Вот в таких поступках и проявляет себя закон нашей жизни: человек человеку – друг! Именно эти факты рисуют нам Левина отличным моряком (но не литературным «морским бродягой»), хорошим товарищем, человеком быстрого и точного действия. А главное, человеком, готовым принять на себя риск и нести за него ответственность!..
Заметим, что тип «морского волка» в нашей действительности выродился. Ему просто было бы трудно среди работников морского и воздушного флота.
Если термин «морской волк» подчас и употребляется, то не иначе как в иронической тональности.
Теперь вернемся к главному действующему лицу – Глебу Вольнову.
Вольнов – не «морской волк». Он работник. Работа у него трудная: требует мужества. Поэтому в характере героя есть жесткость: он понимает, что моряка создает беспощадность к себе. Он сразу усмотрел рыхлость, вялость, нестойкость характера Корпускула, этого молодого парня. И он к нему беспощаден. Нам кажется очень верным это наблюдение автора. Для человека, воспитанного на коммунистических принципах уважения ко всякой личности, действительно нелегко быть беспощадным. Нас всегда возмущают проявления бессмысленной жестокости. Но недопустима мягкотелость там, где долг требует суровости.
…Караван сейнеров в пути уже три месяца. Обращаем внимание, это не поездка в каюте или купе. Нe говоря о трудностях самой дороги, условия жизни на таком кораблике достаточно тягостны. Он и не рассчитан на длительную жизнь на нем. Сейнер – рабочее, а не жилое место.
Экипажи измотаны до предела. На последнем участке, в Беринговом море, караван попадает в осенний шторм. Для того чтобы выжить, необходима максимальная мобилизованность буквально каждого. Это не фраза, когда мы говорим «выжить», это не «экзотика», это – правда профессии. Поэтому мы считаем верной, реалистичной, точной сцену, когда Вольнов, преодолевая собственную усталость, заставляет – жестоко заставляет – раскисшего и растерявшегося Корпускула встать на вахту. Эта жестокость не бесчеловечна! Нет! Она диктуется правильным пониманием своего долга. Иначе и быть не должно на море.
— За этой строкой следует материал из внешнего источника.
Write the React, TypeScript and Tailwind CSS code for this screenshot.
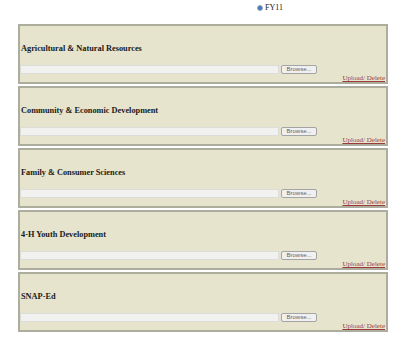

И нельзя говорить об этой суровости игриво или пренебрежительно не замечать этого…
И еще одно.
Почти все критики в центр своих рассуждений о повести поставили ее любовную линию. Одна из рецензий даже озаглавлена так: «Робкие мужчины». Такой взгляд на содержание повести представляется нам – мягко говоря – поверхностным. На этой поверхности действительно выделяются переживания еще не искушенного в любви молодого мужчины, которого впервые сблизили с женщиной двенадцать часов «берега». Ему показалось, что это та единственная, с которой хочется пройти всю жизнь. И он переживает все, что переживал каждый из нас в долгой, вынужденной разлуке, когда главное-то, главное не выяснено до конца…
Можно поверить в переживания человека, когда он, не успев выяснить для себя главного, обстоятельствами службы заброшен на край света. В течение долгих месяцев даже письмо он может послать не каждую неделю. Получить ответ – это еще недели невероятного терпения, которого не у всякого хватит. А хватит его только у холодного, равнодушного человека. Мы легко можем понять молодого моряка, страдающего от неразделенной любви.
В Арктике это рождает особое ощущение враждебности пространства. Ощущение беспомощности и заброшенности. Оно знакомо людям не всех профессий. И более всего – геологам, морякам и полярникам. В разлуке, в отчаянии или припадке неверия мужчины не говорят о женщинах благонамеренными прописями…
Мы сожалеем, что наши мнения не совпали с мнением критиков. Но мы убеждены: в повести Виктора Конецкого есть то, что нельзя давать в обиду. Защищая положительное в повести от нeобоснованных нападок, мы, конечно, понимаем, что повесть несвободна от недостатков. Не хватает ей, пожалуй, активности, наступательности, которые вели бы за собой читателя к дерзаниям, так необходимым в нашем труде. Показывая своих героев, автор часто как бы стесняется назвать то действительно благородное, что в них есть…
Мы считаем повесть Виктора Конецкого «Завтрашние заботы» удачной попыткой в близкой нам тематике. Мы пожелали бы автору не оставлять арктической темы. О ней незаслуженно мало пишут. А она таит множество сюжетов, требующих зоркого глаза и руки мастера.
Герой Советского Союза А. Штепенко.
Капитан дизель-электрохода «Лена» А. Ветров.
Главный механик дизель-электрохода «Лена» Г. Вейнаров.
Бывший заместитель начальника 2-й антарктической экспедиции В. Мещерин.
Полярный летчик М. Каминский.
Полярный бортмеханик М. Чагин.
Журнал «Знамя», 1962 год, № 5, с. 219–222.